━━━ DATA EXTRACT ━━━
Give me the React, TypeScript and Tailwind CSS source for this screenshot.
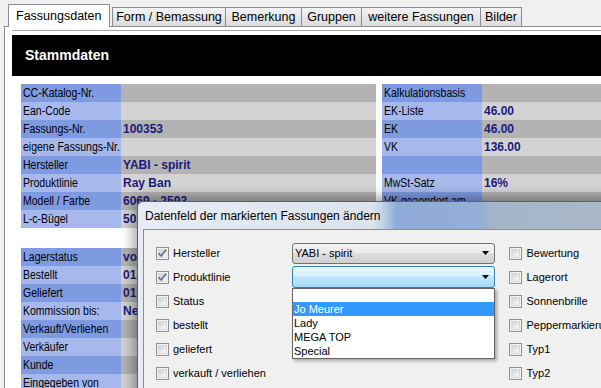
import React from "react";

const tabs = [
  { label: "Form / Bemassung", w: "w-[114px]" },
  { label: "Bemerkung", w: "w-[76px]" },
  { label: "Gruppen", w: "w-[60px]" },
  { label: "weitere Fassungen", w: "w-[119px]" },
  { label: "Bilder", w: "w-[41px]" },
];

const stamm = [
  ["CC-Katalog-Nr.", ""],
  ["Ean-Code", ""],
  ["Fassungs-Nr.", "100353"],
  ["eigene Fassungs-Nr.", ""],
  ["Hersteller", "YABI - spirit"],
  ["Produktlinie", "Ray Ban"],
  ["Modell / Farbe", "6069 - 2593"],
  ["L-c-Bügel", "50 - 20 - 140"],
];

const lager = [
  ["Lagerstatus", "vorrätig"],
  ["Bestellt", "01.10.2007"],
  ["Geliefert", "01.10.2007"],
  ["Kommission bis:", "Nein"],
  ["Verkauft/Verliehen", ""],
  ["Verkäufer", ""],
  ["Kunde", ""],
  ["Eingegeben von", ""],
];

const kalk = [
  ["Kalkulationsbasis", ""],
  ["EK-Liste", "46.00"],
  ["EK", "46.00"],
  ["VK", "136.00"],
  ["", ""],
  ["MwSt-Satz", "16%"],
  ["VK geaendert am", ""],
  ["", ""],
];

function Row({ label, value, dark }: { label: string; value: string; dark: boolean }) {
  return (
    <div className="flex h-[18px]">
      <div
        className={`w-[100px] shrink-0 pl-[2px] flex items-center whitespace-nowrap text-[12.5px] text-black ${
          dark ? "bg-[#7e9ae1]" : "bg-[#a7b9ec]"
        }`}
      >
        <span className="inline-block origin-left scale-x-[0.84]">{label}</span>
      </div>
      <div
        className={`flex-1 pl-[2px] flex items-center whitespace-nowrap overflow-hidden text-[12px] font-bold text-[#1a1a80] ${
          dark ? "bg-[#b3b3b3]" : "bg-[#d3d3d3]"
        }`}
      >
        {value}
      </div>
    </div>
  );
}

function Table({ rows, className }: { rows: string[][]; className: string }) {
  return (
    <div className={className}>
      {rows.map(([l, v], i) => (
        <Row key={i} label={l} value={v} dark={i % 2 === 0} />
      ))}
    </div>
  );
}

function Check({ checked }: { checked?: boolean }) {
  return (
    <span className="w-[13px] h-[13px] shrink-0 border border-[#8e8f8f] bg-[#f4f4f4] flex items-center justify-center">
      <span className="w-[9px] h-[9px] bg-gradient-to-br from-[#d2d2d2] to-[#fafafa] border border-[#d8d8d8] flex items-center justify-center">
        {checked && (
          <svg width="9" height="9" viewBox="0 0 9 9" className="overflow-visible">
            <path d="M0.5 4.2 L3.2 7 L8 0.8" fill="none" stroke="#5a6c9c" strokeWidth="1.6" />
          </svg>
        )}
      </span>
    </span>
  );
}

function Arrow() {
  return (
    <svg width="7" height="4" viewBox="0 0 7 4">
      <path d="M0 0 H7 L3.5 4 Z" fill="#000" />
    </svg>
  );
}

export default function App() {
  return (
    <div className="w-[601px] h-[388px] overflow-hidden relative bg-[#f0f0f0] flex flex-col font-['Liberation_Sans',Arial,sans-serif] text-black">
      {/* Tabs */}
      <div className="h-[26px] shrink-0 flex items-end pl-[8px]">
        <div className="relative z-10 mb-[-1px] h-[23px] w-[102px] bg-white border border-b-0 border-[#898c95] flex items-center pl-[7px] text-[12.5px]">
          Fassungsdaten
        </div>
        {tabs.map((t, i) => (
          <div
            key={t.label}
            className={`${t.w} h-[19px] border-t border-r border-[#898c95] bg-gradient-to-b from-[#f3f3f3] to-[#dcdcdc] flex items-center justify-center text-[12.5px] ${
              i === 0 ? "border-l ml-[2px]" : ""
            }`}
          >
            {t.label}
          </div>
        ))}
      </div>

      {/* Panel */}
      <div className="flex-1 ml-[4px] border-t border-l border-[#898c95] bg-white">
        <div className="mt-[3px] ml-[7px] border-t border-[#a3a3a3] pt-[4px]">
          <div className="h-[41px] bg-black flex items-center pl-[13px] text-white font-bold text-[14px]">
            Stammdaten
          </div>
          <div className="mt-[8px] pl-[9px] flex gap-[6px]">
            <div className="w-[355px] flex flex-col gap-[20px]">
              <Table rows={stamm} className="flex flex-col" />
              <Table rows={lager} className="flex flex-col" />
            </div>
            <Table rows={kalk} className="flex-1 flex flex-col" />
          </div>
        </div>
      </div>

      {/* Dialog */}
      <div className="absolute left-[137px] top-[201px] w-[480px] h-[200px] rounded-tl-[6px] border-t border-l border-[#59636e] shadow-[0_0_14px_3px_rgba(0,0,0,0.4)] bg-[linear-gradient(to_right,#e6ecf2_0%,#dbe3ec_49%,#c4d4e6_51%,#8eaad9_54%,#93aed7_71%,#a3b5c9_74%,#aab9c9_100%)] flex flex-col">
        <div className="h-[27px] shrink-0 flex items-center pl-[7px] text-[12px]">
          Datenfeld der markierten Fassungen ändern
        </div>
        <div className="flex-1 ml-[5px] border-t border-l border-[#8d8d8d] bg-[#f0f0f0] text-[11px]">
          <div className="pl-[12px] pt-[11px] flex">
            <div className="w-[139px] flex flex-col">
              {[
                ["Hersteller", true],
                ["Produktlinie", true],
                ["Status", false],
                ["bestellt", false],
                ["geliefert", false],
                ["verkauft / verliehen", false],
              ].map(([l, c]) => (
                <div key={l as string} className="h-[24px] flex items-center gap-[4px] whitespace-nowrap">
                  <Check checked={c as boolean} />
                  <span>{l as string}</span>
                </div>
              ))}
            </div>
            <div className="w-[207px] flex flex-col">
              <div className="h-[24px] flex items-center">
                <div className="w-full h-[21px] rounded-[3px] border border-[#707070] bg-[linear-gradient(to_bottom,#f2f2f2_0%,#ebebeb_45%,#dddddd_50%,#cfcfcf_100%)] flex items-center justify-between pl-[2px] pr-[5px]">
                  <span>YABI - spirit</span>
                  <Arrow />
                </div>
              </div>
              <div className="h-[24px] flex items-center relative">
                <div className="w-full h-[22px] rounded-[3px] border border-[#3c7fb1] bg-[linear-gradient(to_bottom,#eaf6fd_0%,#d9f0fc_45%,#bee6fd_50%,#a7d9f5_100%)] flex items-center justify-end pr-[5px]">
                  <Arrow />
                </div>
                <div className="absolute left-0 top-[23px] w-full h-[71px] bg-white border border-[#646464] shadow-[2px_2px_3px_rgba(0,0,0,0.3)] flex flex-col z-10">
                  <div className="h-[14px]" />
                  {["Jo Meurer", "Lady", "MEGA TOP", "Special"].map((s, i) => (
                    <div
                      key={s}
                      className={`h-[14px] pl-[1px] flex items-center ${i === 0 ? "bg-[#3399ff] text-white" : ""}`}
                    >
                      {s}
                    </div>
                  ))}
                </div>
              </div>
            </div>
            <div className="ml-[14px] flex flex-col">
              {["Bewertung", "Lagerort", "Sonnenbrille", "Peppermarkierung", "Typ1", "Typ2"].map((l) => (
                <div key={l} className="h-[24px] flex items-center gap-[5px] whitespace-nowrap">
                  <Check />
                  <span>{l}</span>
                </div>
              ))}
            </div>
          </div>
        </div>
      </div>
    </div>
  );
}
━━━
● **EXERCISE**:
Transcribe the listing in full and omit the pictures.

● **SOLUTION FOR THIS PROBLEM**:
Give me the React, TypeScript and Tailwind CSS source for this screenshot.
import React from "react";

const tabs = [
  { label: "Form / Bemassung", w: "w-[114px]" },
  { label: "Bemerkung", w: "w-[76px]" },
  { label: "Gruppen", w: "w-[60px]" },
  { label: "weitere Fassungen", w: "w-[119px]" },
  { label: "Bilder", w: "w-[41px]" },
];

const stamm = [
  ["CC-Katalog-Nr.", ""],
  ["Ean-Code", ""],
  ["Fassungs-Nr.", "100353"],
  ["eigene Fassungs-Nr.", ""],
  ["Hersteller", "YABI - spirit"],
  ["Produktlinie", "Ray Ban"],
  ["Modell / Farbe", "6069 - 2593"],
  ["L-c-Bügel", "50 - 20 - 140"],
];

const lager = [
  ["Lagerstatus", "vorrätig"],
  ["Bestellt", "01.10.2007"],
  ["Geliefert", "01.10.2007"],
  ["Kommission bis:", "Nein"],
  ["Verkauft/Verliehen", ""],
  ["Verkäufer", ""],
  ["Kunde", ""],
  ["Eingegeben von", ""],
];

const kalk = [
  ["Kalkulationsbasis", ""],
  ["EK-Liste", "46.00"],
  ["EK", "46.00"],
  ["VK", "136.00"],
  ["", ""],
  ["MwSt-Satz", "16%"],
  ["VK geaendert am", ""],
  ["", ""],
];

function Row({ label, value, dark }: { label: string; value: string; dark: boolean }) {
  return (
    <div className="flex h-[18px]">
      <div
        className={`w-[100px] shrink-0 pl-[2px] flex items-center whitespace-nowrap text-[12.5px] text-black ${
          dark ? "bg-[#7e9ae1]" : "bg-[#a7b9ec]"
        }`}
      >
        <span className="inline-block origin-left scale-x-[0.84]">{label}</span>
      </div>
      <div
        className={`flex-1 pl-[2px] flex items-center whitespace-nowrap overflow-hidden text-[12px] font-bold text-[#1a1a80] ${
          dark ? "bg-[#b3b3b3]" : "bg-[#d3d3d3]"
        }`}
      >
        {value}
      </div>
    </div>
  );
}

function Table({ rows, className }: { rows: string[][]; className: string }) {
  return (
    <div className={className}>
      {rows.map(([l, v], i) => (
        <Row key={i} label={l} value={v} dark={i % 2 === 0} />
      ))}
    </div>
  );
}

function Check({ checked }: { checked?: boolean }) {
  return (
    <span className="w-[13px] h-[13px] shrink-0 border border-[#8e8f8f] bg-[#f4f4f4] flex items-center justify-center">
      <span className="w-[9px] h-[9px] bg-gradient-to-br from-[#d2d2d2] to-[#fafafa] border border-[#d8d8d8] flex items-center justify-center">
        {checked && (
          <svg width="9" height="9" viewBox="0 0 9 9" className="overflow-visible">
            <path d="M0.5 4.2 L3.2 7 L8 0.8" fill="none" stroke="#5a6c9c" strokeWidth="1.6" />
          </svg>
        )}
      </span>
    </span>
  );
}

function Arrow() {
  return (
    <svg width="7" height="4" viewBox="0 0 7 4">
      <path d="M0 0 H7 L3.5 4 Z" fill="#000" />
    </svg>
  );
}

export default function App() {
  return (
    <div className="w-[601px] h-[388px] overflow-hidden relative bg-[#f0f0f0] flex flex-col font-['Liberation_Sans',Arial,sans-serif] text-black">
      {/* Tabs */}
      <div className="h-[26px] shrink-0 flex items-end pl-[8px]">
        <div className="relative z-10 mb-[-1px] h-[23px] w-[102px] bg-white border border-b-0 border-[#898c95] flex items-center pl-[7px] text-[12.5px]">
          Fassungsdaten
        </div>
        {tabs.map((t, i) => (
          <div
            key={t.label}
            className={`${t.w} h-[19px] border-t border-r border-[#898c95] bg-gradient-to-b from-[#f3f3f3] to-[#dcdcdc] flex items-center justify-center text-[12.5px] ${
              i === 0 ? "border-l ml-[2px]" : ""
            }`}
          >
            {t.label}
          </div>
        ))}
      </div>

      {/* Panel */}
      <div className="flex-1 ml-[4px] border-t border-l border-[#898c95] bg-white">
        <div className="mt-[3px] ml-[7px] border-t border-[#a3a3a3] pt-[4px]">
          <div className="h-[41px] bg-black flex items-center pl-[13px] text-white font-bold text-[14px]">
            Stammdaten
          </div>
          <div className="mt-[8px] pl-[9px] flex gap-[6px]">
            <div className="w-[355px] flex flex-col gap-[20px]">
              <Table rows={stamm} className="flex flex-col" />
              <Table rows={lager} className="flex flex-col" />
            </div>
            <Table rows={kalk} className="flex-1 flex flex-col" />
          </div>
        </div>
      </div>

      {/* Dialog */}
      <div className="absolute left-[137px] top-[201px] w-[480px] h-[200px] rounded-tl-[6px] border-t border-l border-[#59636e] shadow-[0_0_14px_3px_rgba(0,0,0,0.4)] bg-[linear-gradient(to_right,#e6ecf2_0%,#dbe3ec_49%,#c4d4e6_51%,#8eaad9_54%,#93aed7_71%,#a3b5c9_74%,#aab9c9_100%)] flex flex-col">
        <div className="h-[27px] shrink-0 flex items-center pl-[7px] text-[12px]">
          Datenfeld der markierten Fassungen ändern
        </div>
        <div className="flex-1 ml-[5px] border-t border-l border-[#8d8d8d] bg-[#f0f0f0] text-[11px]">
          <div className="pl-[12px] pt-[11px] flex">
            <div className="w-[139px] flex flex-col">
              {[
                ["Hersteller", true],
                ["Produktlinie", true],
                ["Status", false],
                ["bestellt", false],
                ["geliefert", false],
                ["verkauft / verliehen", false],
              ].map(([l, c]) => (
                <div key={l as string} className="h-[24px] flex items-center gap-[4px] whitespace-nowrap">
                  <Check checked={c as boolean} />
                  <span>{l as string}</span>
                </div>
              ))}
            </div>
            <div className="w-[207px] flex flex-col">
              <div className="h-[24px] flex items-center">
                <div className="w-full h-[21px] rounded-[3px] border border-[#707070] bg-[linear-gradient(to_bottom,#f2f2f2_0%,#ebebeb_45%,#dddddd_50%,#cfcfcf_100%)] flex items-center justify-between pl-[2px] pr-[5px]">
                  <span>YABI - spirit</span>
                  <Arrow />
                </div>
              </div>
              <div className="h-[24px] flex items-center relative">
                <div className="w-full h-[22px] rounded-[3px] border border-[#3c7fb1] bg-[linear-gradient(to_bottom,#eaf6fd_0%,#d9f0fc_45%,#bee6fd_50%,#a7d9f5_100%)] flex items-center justify-end pr-[5px]">
                  <Arrow />
                </div>
                <div className="absolute left-0 top-[23px] w-full h-[71px] bg-white border border-[#646464] shadow-[2px_2px_3px_rgba(0,0,0,0.3)] flex flex-col z-10">
                  <div className="h-[14px]" />
                  {["Jo Meurer", "Lady", "MEGA TOP", "Special"].map((s, i) => (
                    <div
                      key={s}
                      className={`h-[14px] pl-[1px] flex items-center ${i === 0 ? "bg-[#3399ff] text-white" : ""}`}
                    >
                      {s}
                    </div>
                  ))}
                </div>
              </div>
            </div>
            <div className="ml-[14px] flex flex-col">
              {["Bewertung", "Lagerort", "Sonnenbrille", "Peppermarkierung", "Typ1", "Typ2"].map((l) => (
                <div key={l} className="h-[24px] flex items-center gap-[5px] whitespace-nowrap">
                  <Check />
                  <span>{l}</span>
                </div>
              ))}
            </div>
          </div>
        </div>
      </div>
    </div>
  );
}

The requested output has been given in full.